• [Objective]
Copy out every line exactly, passing over the pictures.
Dataset content start
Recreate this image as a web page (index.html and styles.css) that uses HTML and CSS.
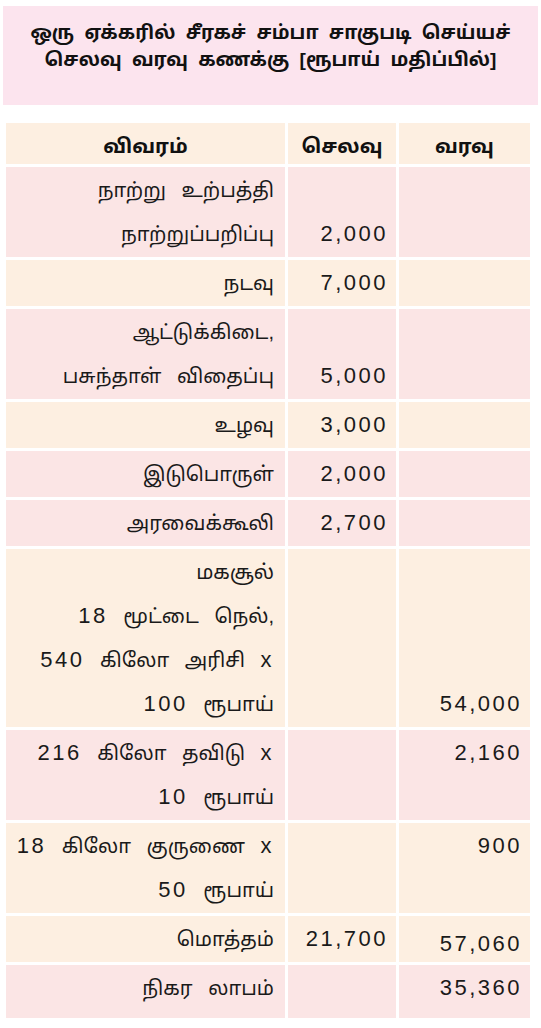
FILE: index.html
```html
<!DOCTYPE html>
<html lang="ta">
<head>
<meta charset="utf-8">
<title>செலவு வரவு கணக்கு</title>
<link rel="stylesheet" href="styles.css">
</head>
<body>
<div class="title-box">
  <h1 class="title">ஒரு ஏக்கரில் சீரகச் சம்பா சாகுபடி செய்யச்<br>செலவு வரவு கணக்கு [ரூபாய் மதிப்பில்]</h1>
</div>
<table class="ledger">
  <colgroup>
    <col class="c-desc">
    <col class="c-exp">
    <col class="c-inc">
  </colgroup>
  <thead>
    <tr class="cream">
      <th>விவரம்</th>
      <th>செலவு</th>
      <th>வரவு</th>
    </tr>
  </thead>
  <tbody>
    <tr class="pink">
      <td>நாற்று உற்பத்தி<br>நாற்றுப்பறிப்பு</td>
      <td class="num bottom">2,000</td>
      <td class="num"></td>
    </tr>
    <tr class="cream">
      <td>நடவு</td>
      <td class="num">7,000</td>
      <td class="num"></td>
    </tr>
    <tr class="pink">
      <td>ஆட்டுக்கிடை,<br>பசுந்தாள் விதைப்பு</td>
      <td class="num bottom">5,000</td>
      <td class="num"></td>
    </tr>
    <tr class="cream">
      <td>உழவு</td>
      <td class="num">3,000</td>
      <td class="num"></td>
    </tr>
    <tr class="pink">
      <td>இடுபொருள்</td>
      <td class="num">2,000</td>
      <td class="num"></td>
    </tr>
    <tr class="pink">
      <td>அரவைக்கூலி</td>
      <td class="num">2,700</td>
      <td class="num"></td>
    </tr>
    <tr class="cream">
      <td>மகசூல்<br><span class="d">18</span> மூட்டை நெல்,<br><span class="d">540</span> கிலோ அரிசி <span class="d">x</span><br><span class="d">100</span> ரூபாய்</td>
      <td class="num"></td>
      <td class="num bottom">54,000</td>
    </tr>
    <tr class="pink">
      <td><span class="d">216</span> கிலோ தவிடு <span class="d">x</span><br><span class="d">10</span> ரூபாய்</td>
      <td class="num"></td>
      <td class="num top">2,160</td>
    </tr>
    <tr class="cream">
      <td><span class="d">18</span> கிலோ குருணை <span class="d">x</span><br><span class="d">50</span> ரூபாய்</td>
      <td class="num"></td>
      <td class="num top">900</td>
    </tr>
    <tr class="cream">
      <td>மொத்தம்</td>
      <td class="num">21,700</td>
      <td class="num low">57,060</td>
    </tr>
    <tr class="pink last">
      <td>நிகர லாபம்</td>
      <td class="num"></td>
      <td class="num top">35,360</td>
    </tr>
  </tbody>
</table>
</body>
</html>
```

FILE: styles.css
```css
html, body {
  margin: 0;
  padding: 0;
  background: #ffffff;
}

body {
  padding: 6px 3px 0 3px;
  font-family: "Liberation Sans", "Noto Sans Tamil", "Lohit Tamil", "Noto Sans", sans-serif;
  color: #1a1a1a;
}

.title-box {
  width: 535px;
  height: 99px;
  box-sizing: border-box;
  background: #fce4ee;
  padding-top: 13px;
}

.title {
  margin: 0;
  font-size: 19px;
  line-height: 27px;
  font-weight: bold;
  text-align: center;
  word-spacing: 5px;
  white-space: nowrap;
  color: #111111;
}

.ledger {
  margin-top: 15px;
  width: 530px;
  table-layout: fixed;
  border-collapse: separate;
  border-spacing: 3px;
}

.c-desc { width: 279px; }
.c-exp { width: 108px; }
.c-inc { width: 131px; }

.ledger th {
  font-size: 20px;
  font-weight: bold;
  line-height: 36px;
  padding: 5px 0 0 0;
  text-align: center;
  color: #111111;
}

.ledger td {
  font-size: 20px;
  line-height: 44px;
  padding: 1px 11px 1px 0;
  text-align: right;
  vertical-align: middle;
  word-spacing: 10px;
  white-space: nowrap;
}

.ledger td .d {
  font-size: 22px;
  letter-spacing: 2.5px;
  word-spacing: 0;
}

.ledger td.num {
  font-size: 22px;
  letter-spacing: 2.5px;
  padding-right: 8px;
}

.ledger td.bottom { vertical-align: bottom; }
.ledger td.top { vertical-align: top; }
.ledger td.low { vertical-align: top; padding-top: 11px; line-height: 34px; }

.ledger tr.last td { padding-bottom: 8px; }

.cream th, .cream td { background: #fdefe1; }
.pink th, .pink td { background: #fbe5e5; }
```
Dataset content end
• [Result]
Recreate this image as a web page (index.html and styles.css) that uses HTML and CSS.
FILE: index.html
```html
<!DOCTYPE html>
<html lang="ta">
<head>
<meta charset="utf-8">
<title>செலவு வரவு கணக்கு</title>
<link rel="stylesheet" href="styles.css">
</head>
<body>
<div class="title-box">
  <h1 class="title">ஒரு ஏக்கரில் சீரகச் சம்பா சாகுபடி செய்யச்<br>செலவு வரவு கணக்கு [ரூபாய் மதிப்பில்]</h1>
</div>
<table class="ledger">
  <colgroup>
    <col class="c-desc">
    <col class="c-exp">
    <col class="c-inc">
  </colgroup>
  <thead>
    <tr class="cream">
      <th>விவரம்</th>
      <th>செலவு</th>
      <th>வரவு</th>
    </tr>
  </thead>
  <tbody>
    <tr class="pink">
      <td>நாற்று உற்பத்தி<br>நாற்றுப்பறிப்பு</td>
      <td class="num bottom">2,000</td>
      <td class="num"></td>
    </tr>
    <tr class="cream">
      <td>நடவு</td>
      <td class="num">7,000</td>
      <td class="num"></td>
    </tr>
    <tr class="pink">
      <td>ஆட்டுக்கிடை,<br>பசுந்தாள் விதைப்பு</td>
      <td class="num bottom">5,000</td>
      <td class="num"></td>
    </tr>
    <tr class="cream">
      <td>உழவு</td>
      <td class="num">3,000</td>
      <td class="num"></td>
    </tr>
    <tr class="pink">
      <td>இடுபொருள்</td>
      <td class="num">2,000</td>
      <td class="num"></td>
    </tr>
    <tr class="pink">
      <td>அரவைக்கூலி</td>
      <td class="num">2,700</td>
      <td class="num"></td>
    </tr>
    <tr class="cream">
      <td>மகசூல்<br><span class="d">18</span> மூட்டை நெல்,<br><span class="d">540</span> கிலோ அரிசி <span class="d">x</span><br><span class="d">100</span> ரூபாய்</td>
      <td class="num"></td>
      <td class="num bottom">54,000</td>
    </tr>
    <tr class="pink">
      <td><span class="d">216</span> கிலோ தவிடு <span class="d">x</span><br><span class="d">10</span> ரூபாய்</td>
      <td class="num"></td>
      <td class="num top">2,160</td>
    </tr>
    <tr class="cream">
      <td><span class="d">18</span> கிலோ குருணை <span class="d">x</span><br><span class="d">50</span> ரூபாய்</td>
      <td class="num"></td>
      <td class="num top">900</td>
    </tr>
    <tr class="cream">
      <td>மொத்தம்</td>
      <td class="num">21,700</td>
      <td class="num low">57,060</td>
    </tr>
    <tr class="pink last">
      <td>நிகர லாபம்</td>
      <td class="num"></td>
      <td class="num top">35,360</td>
    </tr>
  </tbody>
</table>
</body>
</html>
```

FILE: styles.css
```css
html, body {
  margin: 0;
  padding: 0;
  background: #ffffff;
}

body {
  padding: 6px 3px 0 3px;
  font-family: "Liberation Sans", "Noto Sans Tamil", "Lohit Tamil", "Noto Sans", sans-serif;
  color: #1a1a1a;
}

.title-box {
  width: 535px;
  height: 99px;
  box-sizing: border-box;
  background: #fce4ee;
  padding-top: 13px;
}

.title {
  margin: 0;
  font-size: 19px;
  line-height: 27px;
  font-weight: bold;
  text-align: center;
  word-spacing: 5px;
  white-space: nowrap;
  color: #111111;
}

.ledger {
  margin-top: 15px;
  width: 530px;
  table-layout: fixed;
  border-collapse: separate;
  border-spacing: 3px;
}

.c-desc { width: 279px; }
.c-exp { width: 108px; }
.c-inc { width: 131px; }

.ledger th {
  font-size: 20px;
  font-weight: bold;
  line-height: 36px;
  padding: 5px 0 0 0;
  text-align: center;
  color: #111111;
}

.ledger td {
  font-size: 20px;
  line-height: 44px;
  padding: 1px 11px 1px 0;
  text-align: right;
  vertical-align: middle;
  word-spacing: 10px;
  white-space: nowrap;
}

.ledger td .d {
  font-size: 22px;
  letter-spacing: 2.5px;
  word-spacing: 0;
}

.ledger td.num {
  font-size: 22px;
  letter-spacing: 2.5px;
  padding-right: 8px;
}

.ledger td.bottom { vertical-align: bottom; }
.ledger td.top { vertical-align: top; }
.ledger td.low { vertical-align: top; padding-top: 11px; line-height: 34px; }

.ledger tr.last td { padding-bottom: 8px; }

.cream th, .cream td { background: #fdefe1; }
.pink th, .pink td { background: #fbe5e5; }
```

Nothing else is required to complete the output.